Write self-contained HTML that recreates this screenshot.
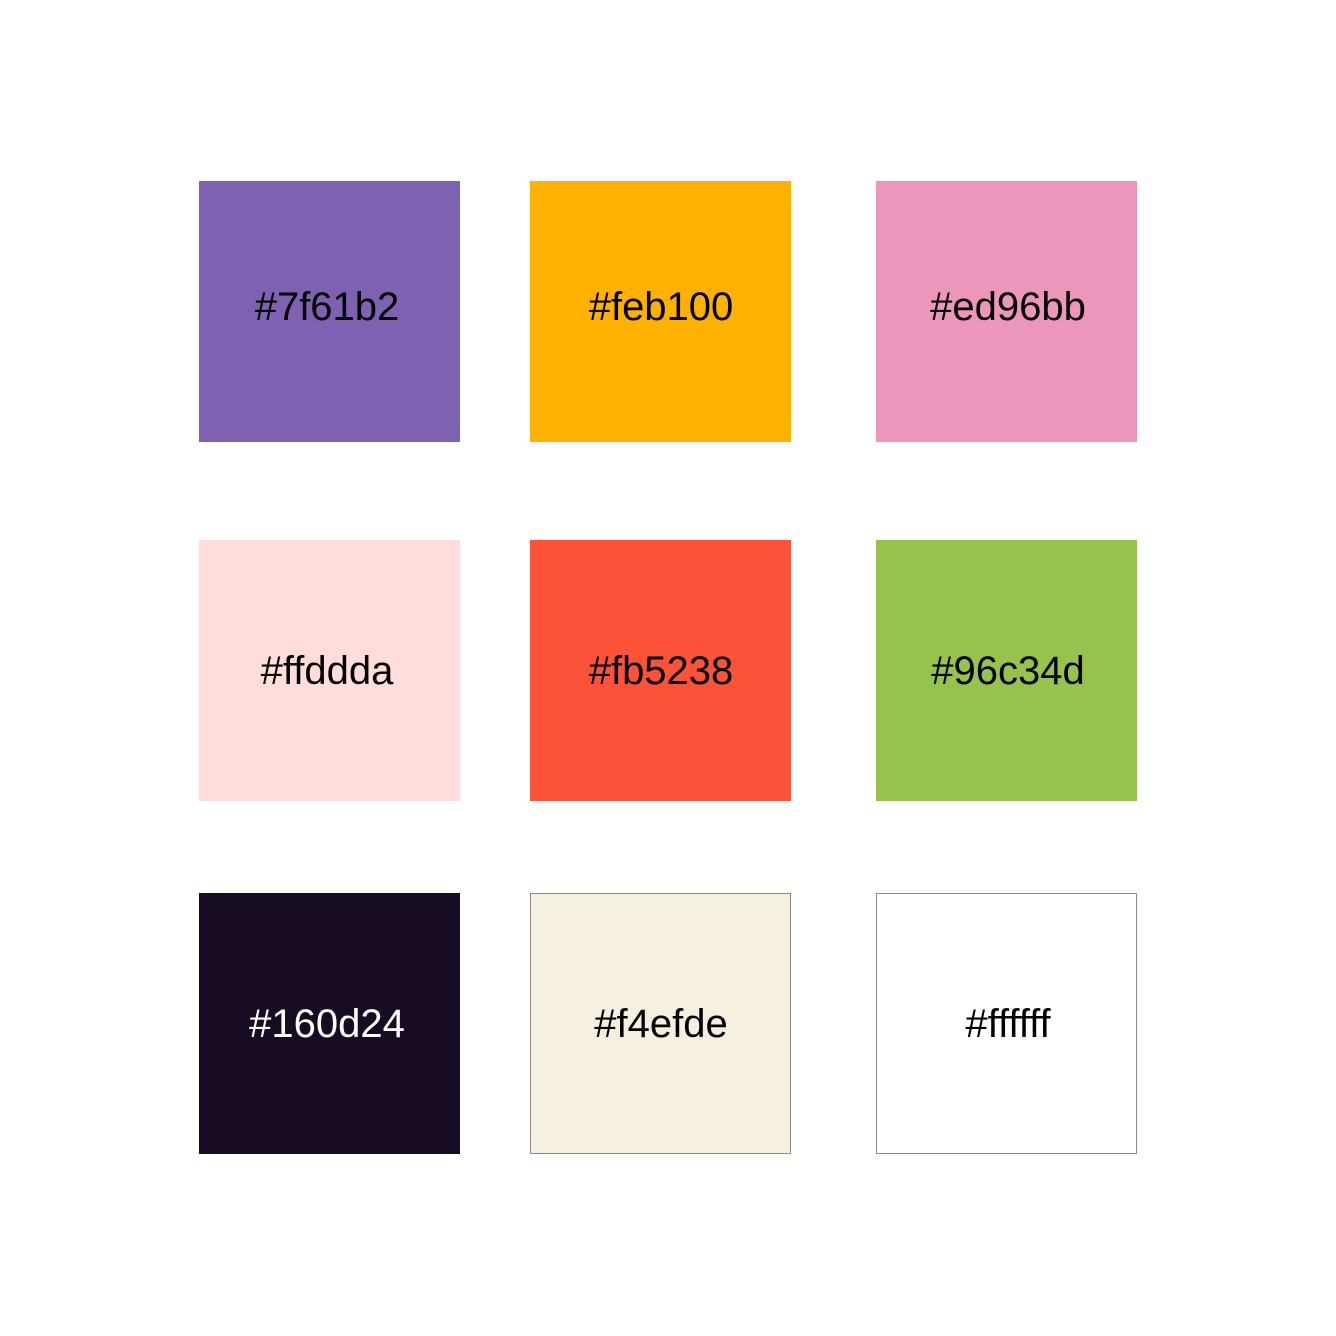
<!DOCTYPE html>
<html><head><meta charset="utf-8"><style>
html,body{margin:0;padding:0;background:#fff;width:1336px;height:1336px;overflow:hidden}
.s{position:absolute;width:261px;height:261px;box-sizing:border-box}
.t{position:absolute;width:300px;text-align:center;font-family:"Liberation Sans",sans-serif;font-size:40px;line-height:40px;color:#000}
</style></head><body>
<div class="s" style="left:199px;top:181px;background:#7f61b2"></div>
<div class="s" style="left:530px;top:181px;background:#feb100"></div>
<div class="s" style="left:876px;top:181px;background:#ed96bb"></div>
<div class="s" style="left:199px;top:540px;background:#ffddda"></div>
<div class="s" style="left:530px;top:540px;background:#fb5238"></div>
<div class="s" style="left:876px;top:540px;background:#96c34d"></div>
<div class="s" style="left:199px;top:893px;background:#160d24"></div>
<div class="s" style="left:530px;top:893px;background:#f4efde;border:1px solid #8a8a80"></div>
<div class="s" style="left:876px;top:893px;background:#fff;border:1px solid #8a8a8a"></div>
<div class="t" style="left:177px;top:287px">#7f61b2</div>
<div class="t" style="left:511px;top:287px">#feb100</div>
<div class="t" style="left:858px;top:287px">#ed96bb</div>
<div class="t" style="left:177px;top:651px">#ffddda</div>
<div class="t" style="left:511px;top:651px">#fb5238</div>
<div class="t" style="left:858px;top:651px">#96c34d</div>
<div class="t" style="left:177px;top:1004px;color:#fff">#160d24</div>
<div class="t" style="left:511px;top:1004px">#f4efde</div>
<div class="t" style="left:858px;top:1004px">#ffffff</div>
</body></html>
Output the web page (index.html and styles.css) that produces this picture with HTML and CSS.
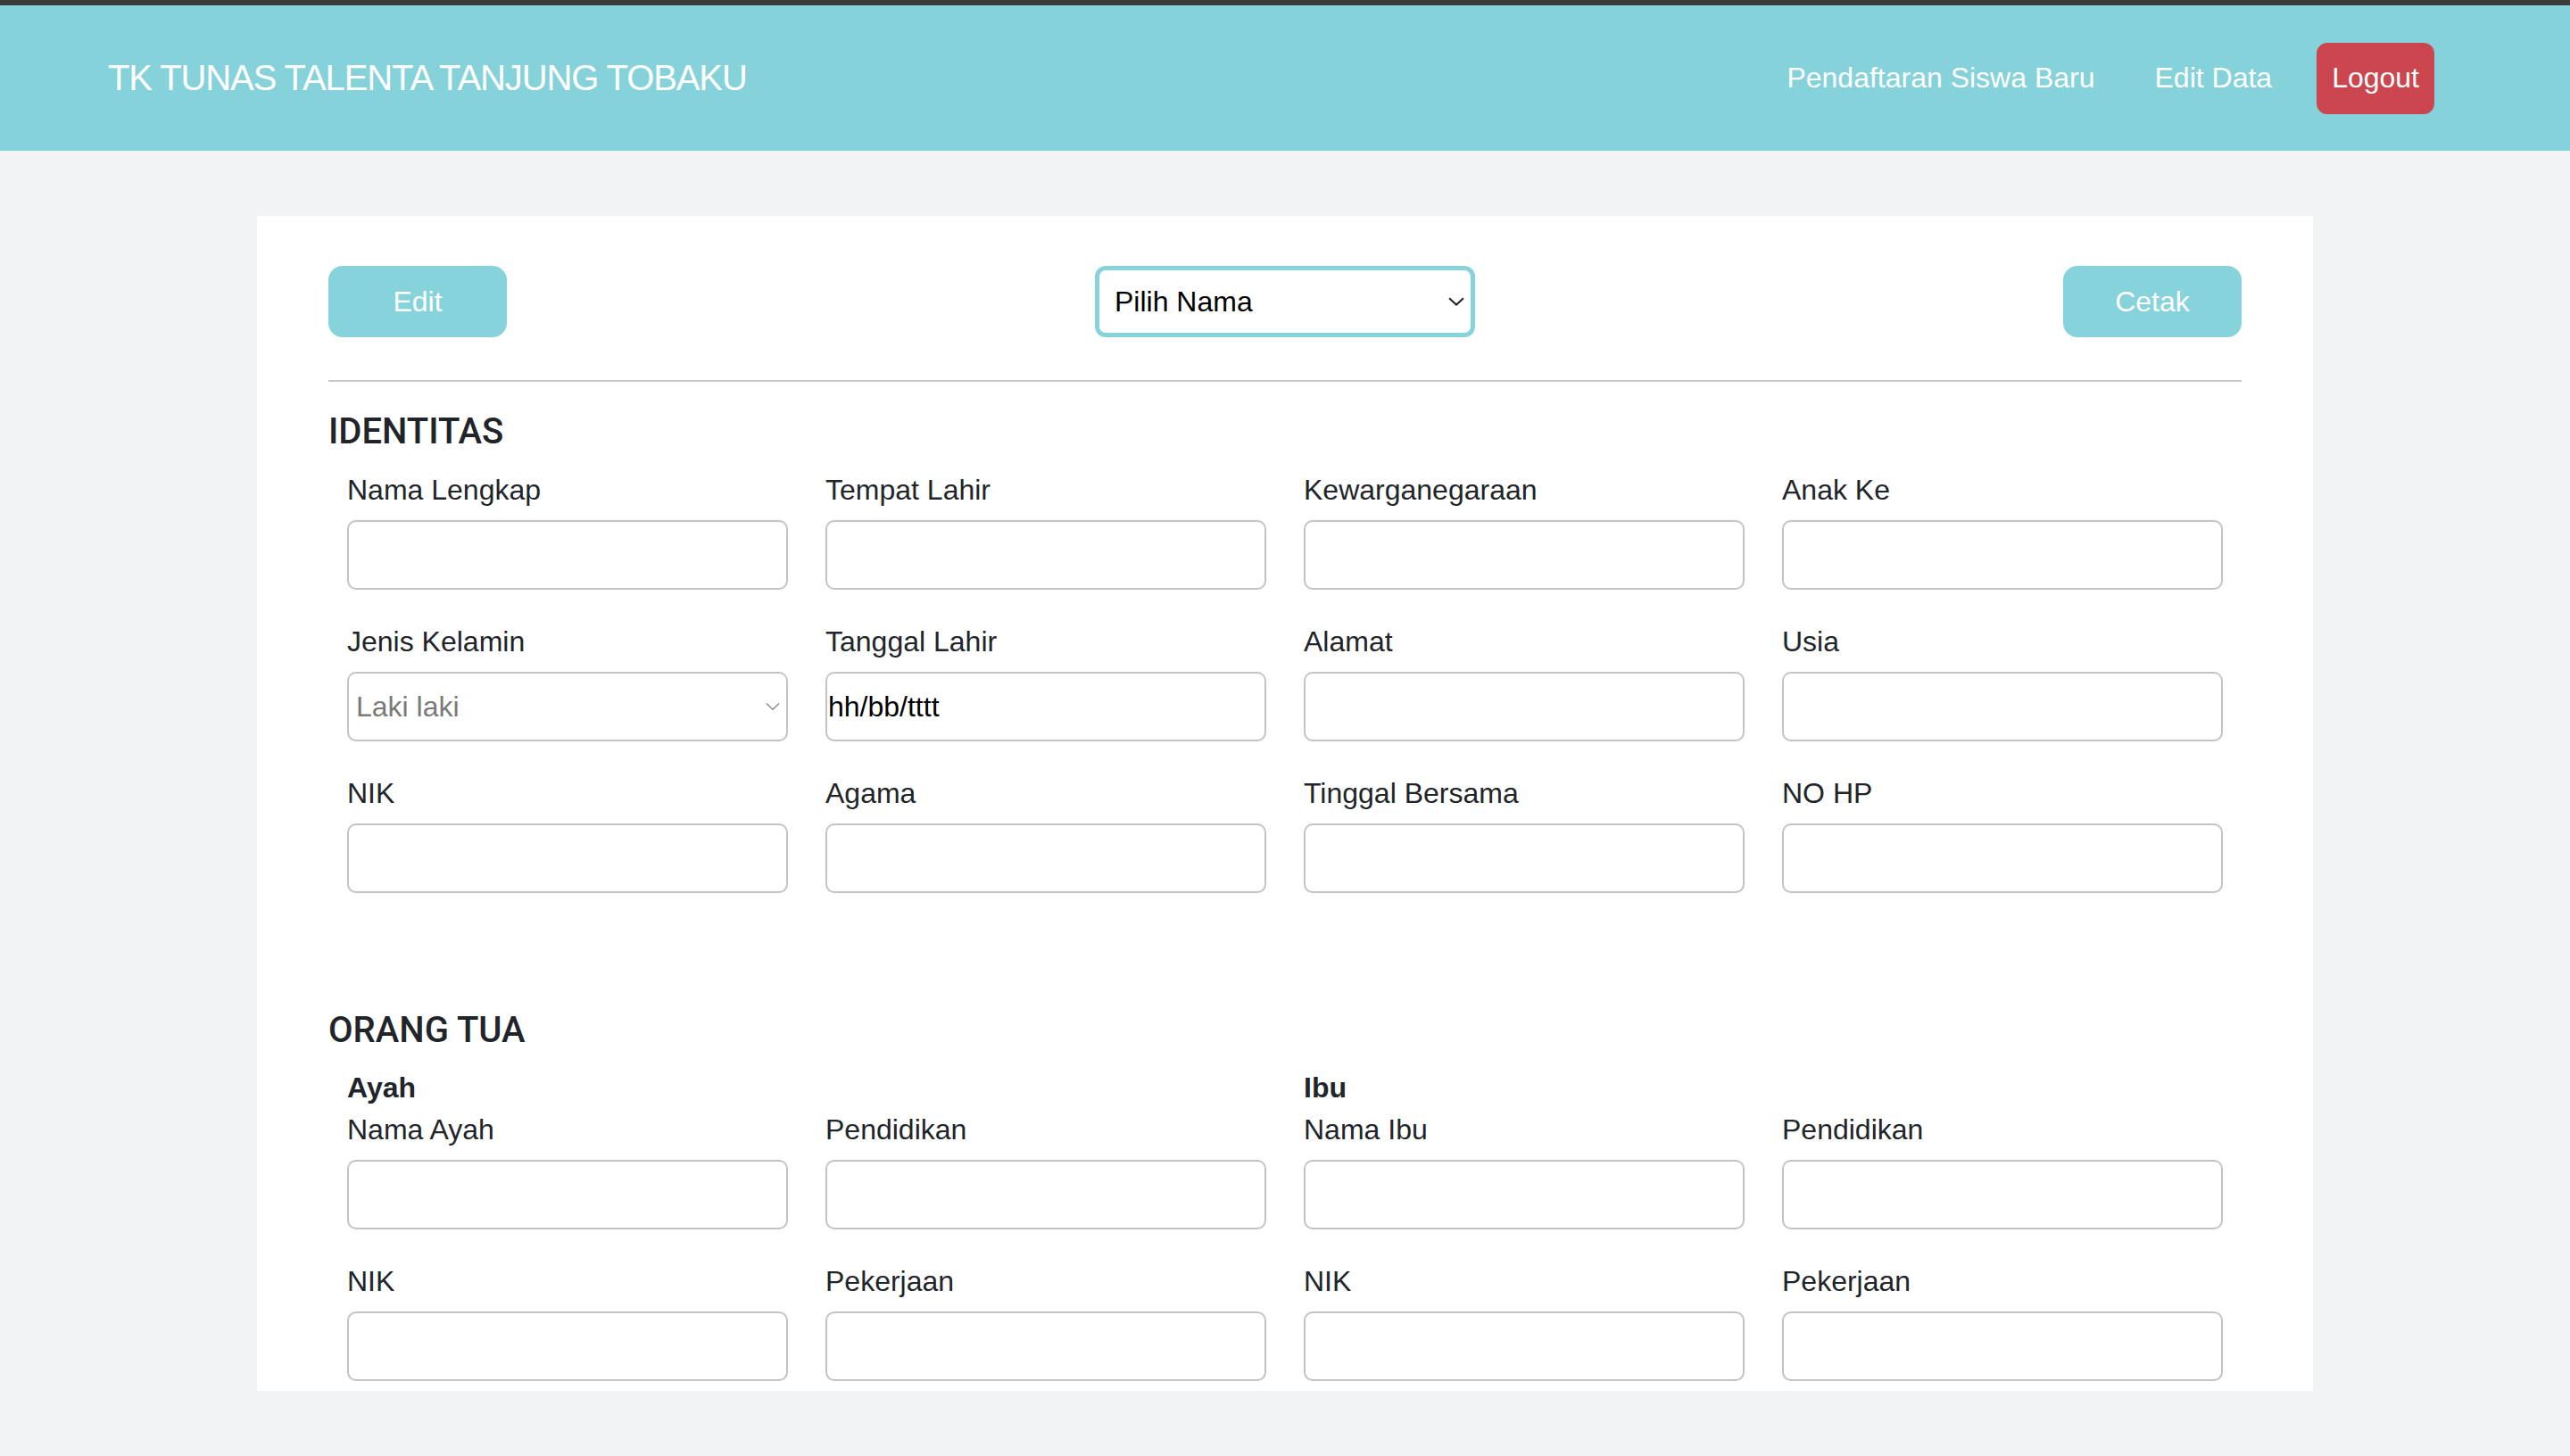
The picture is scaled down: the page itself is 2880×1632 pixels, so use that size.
------------------------------------------------
Looking at the listing above, how many of its lines contain the string "picture"? Give the number alone.

**TASK ANSWER:** 2